I came to write. The latest book needs some editing. But, there’s something else I felt I needed to do here. I call it reclaiming.  It takes time and great effort, and I am also discovering, it takes the fortitude of a Viking to glean what must be gleaned from a season of mourning.  I feel this urgency to reclaim things and places that meant so much to us. I don’t want to shun them, or ignore them, or allow them to become taboo or sad.  Of course, some places and things will be harder than others, but it all must be done if I am going to be able to eventually reclaim my own life.

The Cleveland Clan- Door County- circa1985-ish
Door County is one of those places. We started backpacking here thirty years ago. We brought our sons here to teach them about nature, camping and a tolerance for shopping. We dreamed dreams here, made plans here, laughed here, and loved here.

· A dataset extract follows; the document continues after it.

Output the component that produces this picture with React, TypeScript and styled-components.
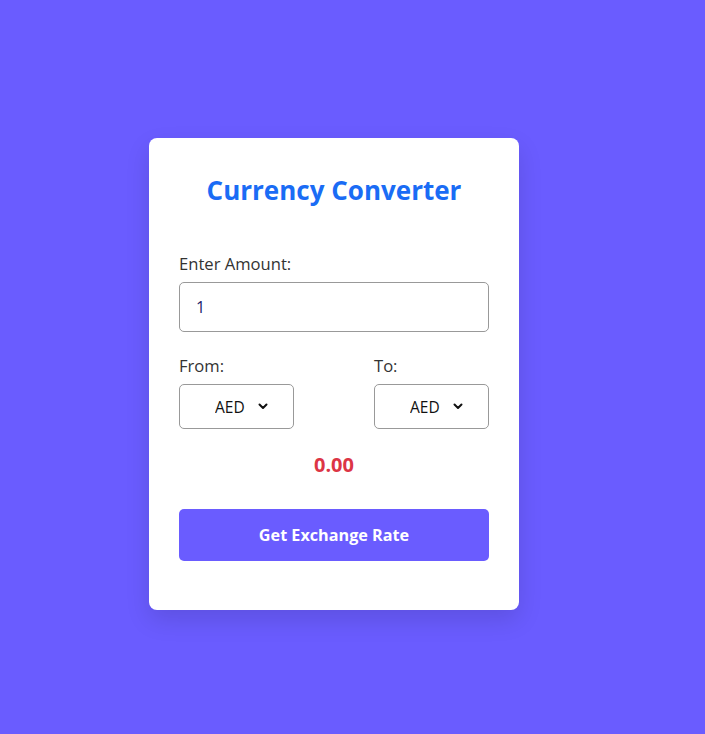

 On Sunday, I took Atticus on a hike on the shores of Lake Michigan. So many memories were made on these trails and camping sites. At one section of the park there are some huge rocks lining the shore. When the tide is out, you can hopscotch quite a ways out from the bank. I felt called there on Sunday. I needed to hear the water lap over those rocks and the melody that only that tide can sing.  Years ago, Gary and I stood on that exact spot, kissed and promised ourselves we’d one day repeat our vows there. We did eventually repeat our vows, but it wasn’t here. So, today I built a tiny Stonehenge-like rock pile in honor of us, our life together, and my life now. And, I thanked God for every good moment He gave us.  It just felt right.


Atticus having a romp in Lake Michigan
Earlier Sunday morning as I was walking into Al Johnson’s Restaurant, another of Gary’s favorite places, I passed a young couple holding hands. They were walking close and laughing. I was suddenly struck with the realization that I knew exactly how they felt. I knew because I had done that with Gary. We had held hands and walked so close together a broom straw wouldn’t have fit between us. I know that feeling and it is wonderful. For a brief moment, it made my heart glad. What a blessed life I’ve had to have been loved and to have loved like that. I breathed a quick prayer for the couple I had passed, that they would know, as I do, that when you love deeply, there is nothing to regret.
Me, Atticus & Door Cty.

Seeing that young couple together did not make me sad. It made me thankful for every good moment. God is indeed near.

deb

5 comments:

Unknown said...

I love reading these! Keep them up!

Bill Minarik said...

Great writing. Any goats on Al Johnson's Roof?

The LuLu Chronicles said...

Thanks, Brad. And Bill, no goats this time. It's been snowing for the last two days, so I think the goats are still in Florida. Love yous guys...

listening said...

Reading your blog teaches me that personal healing has community and universal benefits. I am so challenged and encouraged by this open sharing of your grieving process. You continue to remind me how immense God is- and how adept He is at finding even the tiniest hairline fractures in our hearts and healing them. He wants His people to be whole. Thank you, Deb. You are a courageous woman.

Lindsey said...

Sometimes a little voice in the back of my head asks, "What's the point of loving deeply when it all ends in pain and parting?" Thanks for giving me answers so I can talk back to it, Deb.